_BRIEF_
Can you transcribe every line exactly and leave the pictures behind?

_DATASET CONTENT_
----------
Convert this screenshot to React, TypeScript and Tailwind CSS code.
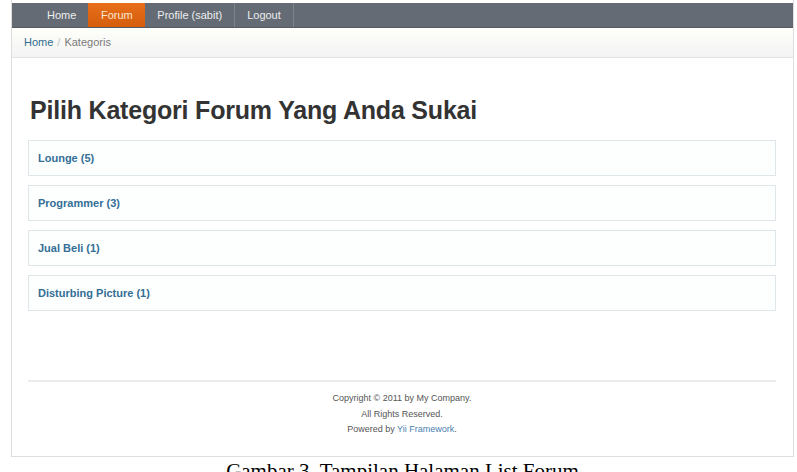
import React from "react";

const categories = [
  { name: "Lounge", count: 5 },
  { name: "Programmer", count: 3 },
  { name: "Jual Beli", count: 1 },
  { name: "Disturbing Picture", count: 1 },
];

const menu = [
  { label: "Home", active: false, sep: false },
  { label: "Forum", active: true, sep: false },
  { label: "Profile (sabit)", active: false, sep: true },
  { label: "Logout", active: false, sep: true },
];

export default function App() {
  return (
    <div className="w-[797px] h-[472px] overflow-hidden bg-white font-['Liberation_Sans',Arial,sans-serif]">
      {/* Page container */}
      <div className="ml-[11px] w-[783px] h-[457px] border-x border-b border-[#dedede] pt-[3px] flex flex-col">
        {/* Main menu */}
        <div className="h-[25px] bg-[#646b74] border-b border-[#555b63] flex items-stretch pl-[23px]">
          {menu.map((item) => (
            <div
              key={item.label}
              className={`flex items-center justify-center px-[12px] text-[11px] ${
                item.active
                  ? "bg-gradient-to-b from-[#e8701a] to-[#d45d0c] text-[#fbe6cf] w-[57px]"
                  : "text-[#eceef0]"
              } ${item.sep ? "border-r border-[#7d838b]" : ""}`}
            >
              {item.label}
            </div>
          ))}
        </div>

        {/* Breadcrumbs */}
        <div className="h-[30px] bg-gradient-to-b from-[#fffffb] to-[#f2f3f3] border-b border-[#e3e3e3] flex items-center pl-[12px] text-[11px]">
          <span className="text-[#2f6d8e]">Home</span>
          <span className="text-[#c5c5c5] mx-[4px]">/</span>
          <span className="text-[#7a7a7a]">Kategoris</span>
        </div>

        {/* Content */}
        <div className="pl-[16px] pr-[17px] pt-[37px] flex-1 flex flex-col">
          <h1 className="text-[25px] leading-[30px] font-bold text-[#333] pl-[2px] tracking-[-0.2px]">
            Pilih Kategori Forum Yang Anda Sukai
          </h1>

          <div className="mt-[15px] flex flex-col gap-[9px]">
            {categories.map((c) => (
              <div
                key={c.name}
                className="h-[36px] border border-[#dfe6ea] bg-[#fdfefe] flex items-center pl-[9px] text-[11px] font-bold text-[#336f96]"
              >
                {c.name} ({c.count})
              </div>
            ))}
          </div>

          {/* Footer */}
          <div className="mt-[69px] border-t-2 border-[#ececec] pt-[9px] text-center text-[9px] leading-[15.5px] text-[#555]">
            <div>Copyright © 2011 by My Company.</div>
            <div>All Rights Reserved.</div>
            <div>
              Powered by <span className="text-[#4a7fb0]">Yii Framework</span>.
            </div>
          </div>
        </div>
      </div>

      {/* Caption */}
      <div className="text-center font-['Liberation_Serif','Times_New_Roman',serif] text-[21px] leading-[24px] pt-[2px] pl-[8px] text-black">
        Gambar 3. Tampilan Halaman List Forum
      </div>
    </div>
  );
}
----------
_CORRECT RESULT_
Convert this screenshot to React, TypeScript and Tailwind CSS code.
import React from "react";

const categories = [
  { name: "Lounge", count: 5 },
  { name: "Programmer", count: 3 },
  { name: "Jual Beli", count: 1 },
  { name: "Disturbing Picture", count: 1 },
];

const menu = [
  { label: "Home", active: false, sep: false },
  { label: "Forum", active: true, sep: false },
  { label: "Profile (sabit)", active: false, sep: true },
  { label: "Logout", active: false, sep: true },
];

export default function App() {
  return (
    <div className="w-[797px] h-[472px] overflow-hidden bg-white font-['Liberation_Sans',Arial,sans-serif]">
      {/* Page container */}
      <div className="ml-[11px] w-[783px] h-[457px] border-x border-b border-[#dedede] pt-[3px] flex flex-col">
        {/* Main menu */}
        <div className="h-[25px] bg-[#646b74] border-b border-[#555b63] flex items-stretch pl-[23px]">
          {menu.map((item) => (
            <div
              key={item.label}
              className={`flex items-center justify-center px-[12px] text-[11px] ${
                item.active
                  ? "bg-gradient-to-b from-[#e8701a] to-[#d45d0c] text-[#fbe6cf] w-[57px]"
                  : "text-[#eceef0]"
              } ${item.sep ? "border-r border-[#7d838b]" : ""}`}
            >
              {item.label}
            </div>
          ))}
        </div>

        {/* Breadcrumbs */}
        <div className="h-[30px] bg-gradient-to-b from-[#fffffb] to-[#f2f3f3] border-b border-[#e3e3e3] flex items-center pl-[12px] text-[11px]">
          <span className="text-[#2f6d8e]">Home</span>
          <span className="text-[#c5c5c5] mx-[4px]">/</span>
          <span className="text-[#7a7a7a]">Kategoris</span>
        </div>

        {/* Content */}
        <div className="pl-[16px] pr-[17px] pt-[37px] flex-1 flex flex-col">
          <h1 className="text-[25px] leading-[30px] font-bold text-[#333] pl-[2px] tracking-[-0.2px]">
            Pilih Kategori Forum Yang Anda Sukai
          </h1>

          <div className="mt-[15px] flex flex-col gap-[9px]">
            {categories.map((c) => (
              <div
                key={c.name}
                className="h-[36px] border border-[#dfe6ea] bg-[#fdfefe] flex items-center pl-[9px] text-[11px] font-bold text-[#336f96]"
              >
                {c.name} ({c.count})
              </div>
            ))}
          </div>

          {/* Footer */}
          <div className="mt-[69px] border-t-2 border-[#ececec] pt-[9px] text-center text-[9px] leading-[15.5px] text-[#555]">
            <div>Copyright © 2011 by My Company.</div>
            <div>All Rights Reserved.</div>
            <div>
              Powered by <span className="text-[#4a7fb0]">Yii Framework</span>.
            </div>
          </div>
        </div>
      </div>

      {/* Caption */}
      <div className="text-center font-['Liberation_Serif','Times_New_Roman',serif] text-[21px] leading-[24px] pt-[2px] pl-[8px] text-black">
        Gambar 3. Tampilan Halaman List Forum
      </div>
    </div>
  );
}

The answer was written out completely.